Student protests spread to more than 100 campuses nationwide

Demands range from changing mascots to changing presidents

Inspired by students at the University of Missouri, student activists at other schools say they also experience cultures of racism and sexism. The students are demanding administrators take stronger action—or threatening to oust the leaders altogether.

By some estimates, the protests have spread to more than 100 campuses nationwide since the University of Missouri's chancellor and system president resigned on November 9.

Here is a roundup of some examples from the last week.

A group of black ministers at New Jersey-based Kean University is calling for President Dawood Farahi to resign, saying that he has not taken sufficient action to protect black students from threats to their safety.

The interim president of Towson University in Maryland signed a pledge to address concerns of black students and others after hours of reviewing, editing, and negotiating in his office.
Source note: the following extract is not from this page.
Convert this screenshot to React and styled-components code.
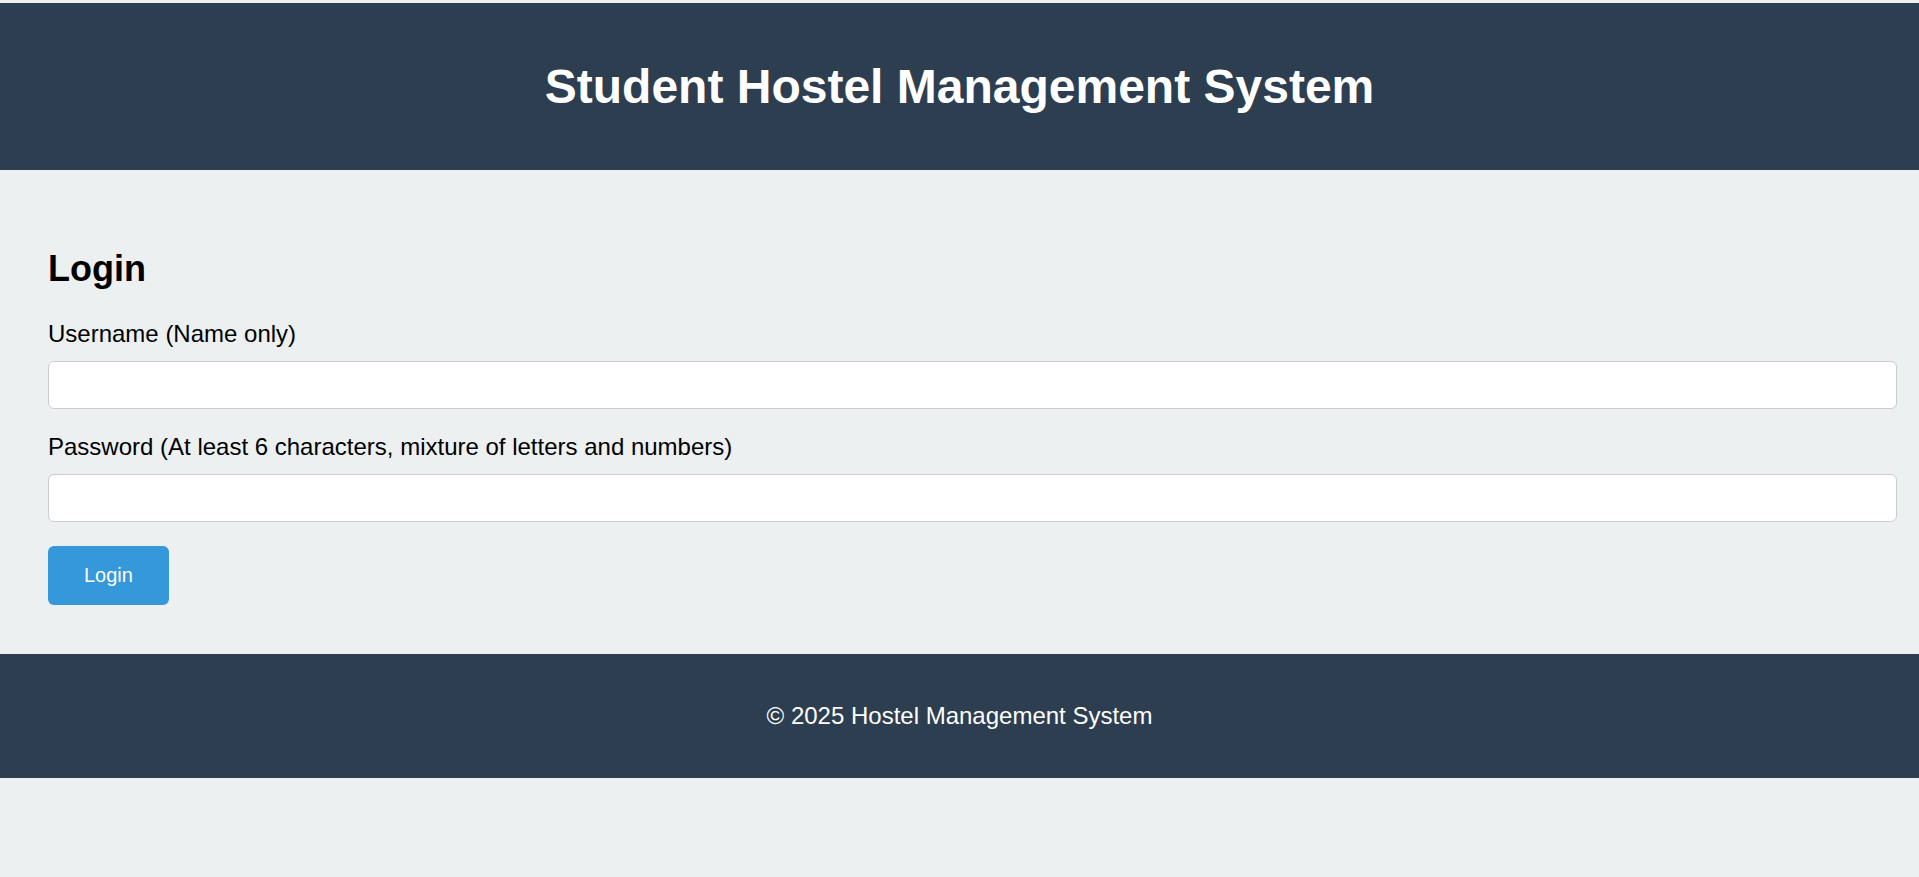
import styled, { createGlobalStyle } from "styled-components";

const GlobalStyle = createGlobalStyle`
  html, body {
    margin: 0;
    background-color: #ecf0f1;
  }

  body {
    padding-top: 3px;
    font-family: Arial, "Liberation Sans", sans-serif;
    font-size: 24px;
    color: #000;
  }
`;

const Header = styled.header`
  background-color: #2c3e50;
  color: #fff;
  padding: 24px;
  text-align: center;
`;

const Title = styled.h1`
  font-size: 48px;
  font-weight: bold;
  margin: 32px 0;
`;

const Main = styled.main`
  padding: 48px 48px 49px;
`;

const Heading = styled.h2`
  font-size: 36px;
  font-weight: bold;
  margin: 30px 0;
`;

const Field = styled.div`
  display: flex;
  flex-direction: column;
  align-items: flex-start;
`;

const Label = styled.label`
  display: block;
  font-size: 24px;
  margin-bottom: 13px;
`;

const Input = styled.input`
  box-sizing: content-box;
  width: 100%;
  height: 22px;
  padding: 12px;
  margin: 0 0 24px;
  border: 1px solid #ccc;
  border-radius: 6px;
  background: #fff;
  font-family: Arial, "Liberation Sans", sans-serif;
  font-size: 20px;
`;

const Button = styled.button`
  background-color: #3498db;
  color: #fff;
  border: none;
  border-radius: 6px;
  padding: 18px 36px;
  font-family: Arial, "Liberation Sans", sans-serif;
  font-size: 20px;
  cursor: pointer;
`;

const Footer = styled.footer`
  background-color: #2c3e50;
  color: #fff;
  text-align: center;
  padding: 24px;
`;

const FooterText = styled.p`
  margin: 24px 0;
  font-size: 24px;
`;

function App() {
  return (
    <>
      <GlobalStyle />
      <Header>
        <Title>Student Hostel Management System</Title>
      </Header>

      <Main>
        <Heading>Login</Heading>
        <form onSubmit={(e) => e.preventDefault()}>
          <Field>
            <Label htmlFor="username">Username (Name only)</Label>
            <Input id="username" type="text" />
          </Field>
          <Field>
            <Label htmlFor="password">
              Password (At least 6 characters, mixture of letters and numbers)
            </Label>
            <Input id="password" type="password" />
          </Field>
          <Button type="submit">Login</Button>
        </form>
      </Main>

      <Footer>
        <FooterText>© 2025 Hostel Management System</FooterText>
      </Footer>
    </>
  );
}

export default App;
Interim president Timothy Chandler says that if he does not uphold his pledge, he will resign.

In California, Occidental College students held sit-ins and protests for several days until last Thursday, when leaders agreed to several student demands. Among other changes, the administration promoted the chief diversity officer to a vice president and increased funding for support services. However, the board refused to fire President Jonathan Veitch, saying he is doing a good job as leader.

As protests spread, students aim to oust leaders at other campuses

In Massachusetts, between 300 and 500 Smith College students participated in a sit-in to share their thoughts and experiences on race.

Amherst College students protested Lord Jeff, the school's unofficial mascot—and a group of faculty members voted to drop Lord Jeff last week. The mascot is named after Lord Jeffrey Amherst, who is thought to have endorsed spreading smallpox among Native Americans with infected blankets. 

Black law professors at Harvard University awoke last week to find black tape over their portraits. Hundreds of students, faculty, and community members gathered to discuss issues of race on the campus.

Princeton University students held a 32-hour sit-in in the president's office until leaders agreed to consider removing President Woodrow Wilson's name from some locations on campus for his "racist legacy" (Curwen, et al., Los Angeles Times, 11/18; Campbell, Baltimore Sun, 11/19; Jaschik, Inside Higher Ed, 11/20).